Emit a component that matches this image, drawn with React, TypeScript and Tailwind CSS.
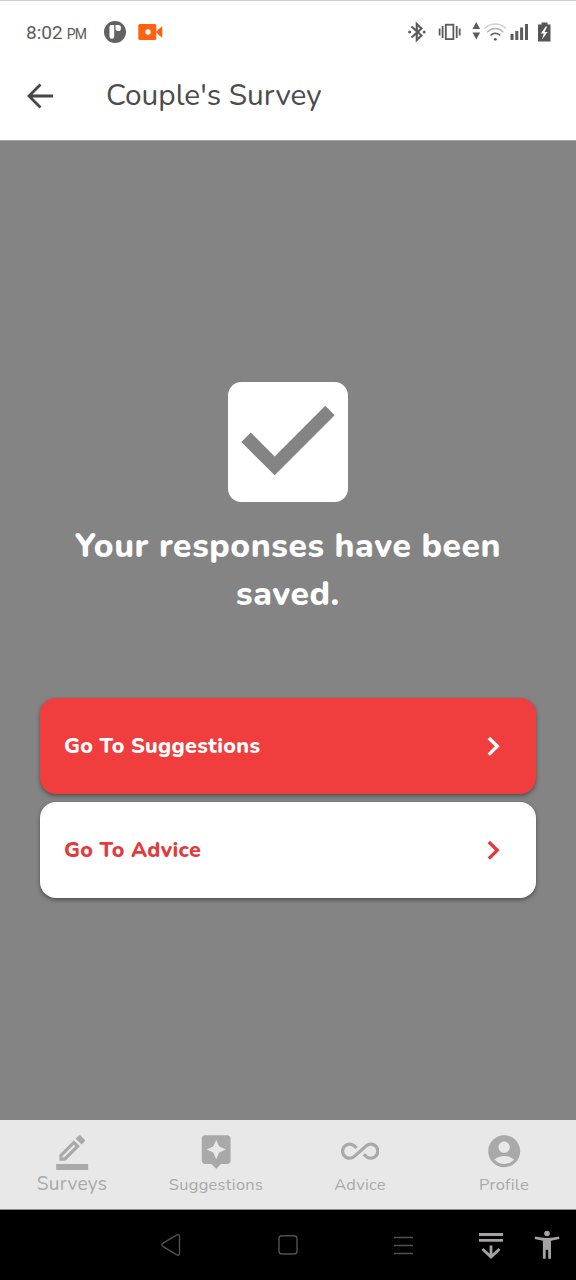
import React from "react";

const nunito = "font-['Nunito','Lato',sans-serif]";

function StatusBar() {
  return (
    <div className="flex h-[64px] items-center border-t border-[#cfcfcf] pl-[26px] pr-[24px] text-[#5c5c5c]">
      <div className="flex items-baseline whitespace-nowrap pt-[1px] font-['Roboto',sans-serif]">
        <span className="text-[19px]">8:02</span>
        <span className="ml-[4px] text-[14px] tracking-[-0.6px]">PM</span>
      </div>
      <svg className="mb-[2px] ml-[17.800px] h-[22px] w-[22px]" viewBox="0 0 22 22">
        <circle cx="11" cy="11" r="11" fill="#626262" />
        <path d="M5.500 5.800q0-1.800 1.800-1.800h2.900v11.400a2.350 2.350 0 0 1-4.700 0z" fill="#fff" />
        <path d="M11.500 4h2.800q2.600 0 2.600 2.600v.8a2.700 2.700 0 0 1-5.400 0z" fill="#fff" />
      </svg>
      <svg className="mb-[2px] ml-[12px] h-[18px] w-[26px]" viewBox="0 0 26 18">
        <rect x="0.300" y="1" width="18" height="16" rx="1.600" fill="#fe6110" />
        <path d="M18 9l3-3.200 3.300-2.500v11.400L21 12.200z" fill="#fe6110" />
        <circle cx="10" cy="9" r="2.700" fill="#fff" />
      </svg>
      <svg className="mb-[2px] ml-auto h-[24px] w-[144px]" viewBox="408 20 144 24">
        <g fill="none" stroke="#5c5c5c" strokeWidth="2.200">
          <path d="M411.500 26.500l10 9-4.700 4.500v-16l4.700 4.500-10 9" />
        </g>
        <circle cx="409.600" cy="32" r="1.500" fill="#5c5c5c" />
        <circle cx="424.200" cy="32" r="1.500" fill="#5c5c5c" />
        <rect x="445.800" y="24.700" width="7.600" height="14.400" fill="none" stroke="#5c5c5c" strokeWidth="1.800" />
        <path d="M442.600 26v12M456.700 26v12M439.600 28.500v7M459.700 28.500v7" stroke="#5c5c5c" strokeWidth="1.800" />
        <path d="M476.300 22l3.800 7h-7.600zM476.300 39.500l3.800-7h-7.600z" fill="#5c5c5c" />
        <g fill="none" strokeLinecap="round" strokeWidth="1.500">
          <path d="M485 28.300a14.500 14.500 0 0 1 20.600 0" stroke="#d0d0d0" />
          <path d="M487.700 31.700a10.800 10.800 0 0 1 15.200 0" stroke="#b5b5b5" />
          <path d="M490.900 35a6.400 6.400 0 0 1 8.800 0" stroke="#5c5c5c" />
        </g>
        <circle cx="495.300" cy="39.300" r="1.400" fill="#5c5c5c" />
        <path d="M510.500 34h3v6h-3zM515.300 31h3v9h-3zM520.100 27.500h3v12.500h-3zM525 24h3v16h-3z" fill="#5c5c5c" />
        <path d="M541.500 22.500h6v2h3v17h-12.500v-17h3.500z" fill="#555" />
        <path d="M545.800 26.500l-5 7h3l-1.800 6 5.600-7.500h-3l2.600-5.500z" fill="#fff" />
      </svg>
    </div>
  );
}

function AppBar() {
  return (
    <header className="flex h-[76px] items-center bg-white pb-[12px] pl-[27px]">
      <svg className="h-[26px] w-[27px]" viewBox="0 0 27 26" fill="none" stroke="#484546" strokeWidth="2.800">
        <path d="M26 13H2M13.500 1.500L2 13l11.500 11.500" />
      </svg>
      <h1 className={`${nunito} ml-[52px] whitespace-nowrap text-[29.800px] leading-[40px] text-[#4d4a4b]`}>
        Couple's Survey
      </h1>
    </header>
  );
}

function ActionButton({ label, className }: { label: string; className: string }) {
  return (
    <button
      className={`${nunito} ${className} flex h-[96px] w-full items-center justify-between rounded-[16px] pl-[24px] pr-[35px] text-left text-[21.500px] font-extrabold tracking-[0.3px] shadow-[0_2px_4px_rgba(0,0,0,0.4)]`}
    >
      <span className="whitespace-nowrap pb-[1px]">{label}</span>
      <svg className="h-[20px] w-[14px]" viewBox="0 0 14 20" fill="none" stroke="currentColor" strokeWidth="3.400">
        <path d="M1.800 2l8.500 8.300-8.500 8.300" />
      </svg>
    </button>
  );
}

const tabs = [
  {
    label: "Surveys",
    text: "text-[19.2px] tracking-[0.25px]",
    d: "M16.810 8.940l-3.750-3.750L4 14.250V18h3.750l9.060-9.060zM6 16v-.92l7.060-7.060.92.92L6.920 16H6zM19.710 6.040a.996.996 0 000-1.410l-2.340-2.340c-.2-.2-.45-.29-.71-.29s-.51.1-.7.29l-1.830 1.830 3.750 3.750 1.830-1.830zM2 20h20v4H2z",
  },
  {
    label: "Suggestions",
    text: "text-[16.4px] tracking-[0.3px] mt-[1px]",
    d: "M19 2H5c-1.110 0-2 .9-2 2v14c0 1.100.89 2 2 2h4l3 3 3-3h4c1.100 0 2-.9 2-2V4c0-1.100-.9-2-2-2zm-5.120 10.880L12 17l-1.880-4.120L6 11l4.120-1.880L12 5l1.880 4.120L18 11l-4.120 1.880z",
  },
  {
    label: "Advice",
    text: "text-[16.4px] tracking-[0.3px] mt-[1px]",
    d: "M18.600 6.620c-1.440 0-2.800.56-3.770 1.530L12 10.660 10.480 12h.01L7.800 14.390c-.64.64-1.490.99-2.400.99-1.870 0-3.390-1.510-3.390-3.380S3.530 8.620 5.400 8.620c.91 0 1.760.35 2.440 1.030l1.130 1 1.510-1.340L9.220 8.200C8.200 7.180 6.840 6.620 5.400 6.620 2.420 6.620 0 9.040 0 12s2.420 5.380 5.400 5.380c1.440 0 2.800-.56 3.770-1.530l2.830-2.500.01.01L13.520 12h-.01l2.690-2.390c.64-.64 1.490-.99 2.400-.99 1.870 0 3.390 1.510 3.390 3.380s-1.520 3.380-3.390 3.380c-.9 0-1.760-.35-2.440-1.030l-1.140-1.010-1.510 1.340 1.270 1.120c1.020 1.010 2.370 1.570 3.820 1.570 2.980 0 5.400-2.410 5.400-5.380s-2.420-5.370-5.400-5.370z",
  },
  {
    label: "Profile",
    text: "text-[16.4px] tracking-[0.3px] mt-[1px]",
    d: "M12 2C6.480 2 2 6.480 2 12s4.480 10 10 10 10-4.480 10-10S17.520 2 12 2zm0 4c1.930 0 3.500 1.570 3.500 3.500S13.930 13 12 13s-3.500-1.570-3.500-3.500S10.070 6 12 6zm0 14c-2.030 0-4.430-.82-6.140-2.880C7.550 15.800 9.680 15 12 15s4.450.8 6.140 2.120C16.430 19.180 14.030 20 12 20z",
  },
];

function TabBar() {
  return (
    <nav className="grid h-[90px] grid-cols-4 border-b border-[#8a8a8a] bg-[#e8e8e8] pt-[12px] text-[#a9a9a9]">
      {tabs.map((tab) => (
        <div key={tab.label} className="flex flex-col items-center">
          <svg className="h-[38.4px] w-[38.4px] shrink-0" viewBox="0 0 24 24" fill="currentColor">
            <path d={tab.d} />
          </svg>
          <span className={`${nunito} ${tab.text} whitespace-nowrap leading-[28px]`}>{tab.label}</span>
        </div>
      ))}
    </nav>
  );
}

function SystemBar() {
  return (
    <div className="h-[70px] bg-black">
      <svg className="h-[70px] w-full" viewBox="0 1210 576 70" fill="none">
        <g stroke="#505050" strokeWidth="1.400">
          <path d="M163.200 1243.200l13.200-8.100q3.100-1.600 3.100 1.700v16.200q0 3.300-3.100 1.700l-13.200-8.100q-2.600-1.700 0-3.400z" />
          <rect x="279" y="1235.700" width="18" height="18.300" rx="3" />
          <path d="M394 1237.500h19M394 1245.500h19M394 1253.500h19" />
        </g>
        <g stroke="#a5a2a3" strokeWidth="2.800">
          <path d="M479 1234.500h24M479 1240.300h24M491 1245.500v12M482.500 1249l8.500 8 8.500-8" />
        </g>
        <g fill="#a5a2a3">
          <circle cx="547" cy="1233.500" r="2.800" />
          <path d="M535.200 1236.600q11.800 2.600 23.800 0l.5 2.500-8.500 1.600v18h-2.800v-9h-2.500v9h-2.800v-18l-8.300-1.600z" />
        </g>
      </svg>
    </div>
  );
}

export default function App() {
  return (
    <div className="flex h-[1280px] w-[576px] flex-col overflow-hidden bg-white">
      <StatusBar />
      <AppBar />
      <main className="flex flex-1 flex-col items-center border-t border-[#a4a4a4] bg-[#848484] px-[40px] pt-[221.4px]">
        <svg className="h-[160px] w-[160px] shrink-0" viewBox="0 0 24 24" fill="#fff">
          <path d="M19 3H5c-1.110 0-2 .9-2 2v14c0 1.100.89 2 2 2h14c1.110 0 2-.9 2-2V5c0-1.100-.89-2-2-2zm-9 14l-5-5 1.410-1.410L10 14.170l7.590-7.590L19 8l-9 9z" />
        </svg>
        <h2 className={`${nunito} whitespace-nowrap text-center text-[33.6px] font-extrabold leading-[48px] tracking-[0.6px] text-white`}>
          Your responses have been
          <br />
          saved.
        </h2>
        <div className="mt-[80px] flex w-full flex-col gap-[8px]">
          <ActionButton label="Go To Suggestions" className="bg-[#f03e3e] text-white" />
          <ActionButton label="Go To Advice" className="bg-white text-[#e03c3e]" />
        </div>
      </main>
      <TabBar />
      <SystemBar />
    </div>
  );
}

--*--

• _Task requirements_:
Write down every line of the data above that includes the string "React".

• _Response to this exercise_:
Emit a component that matches this image, drawn with React, TypeScript and Tailwind CSS.
import React from "react";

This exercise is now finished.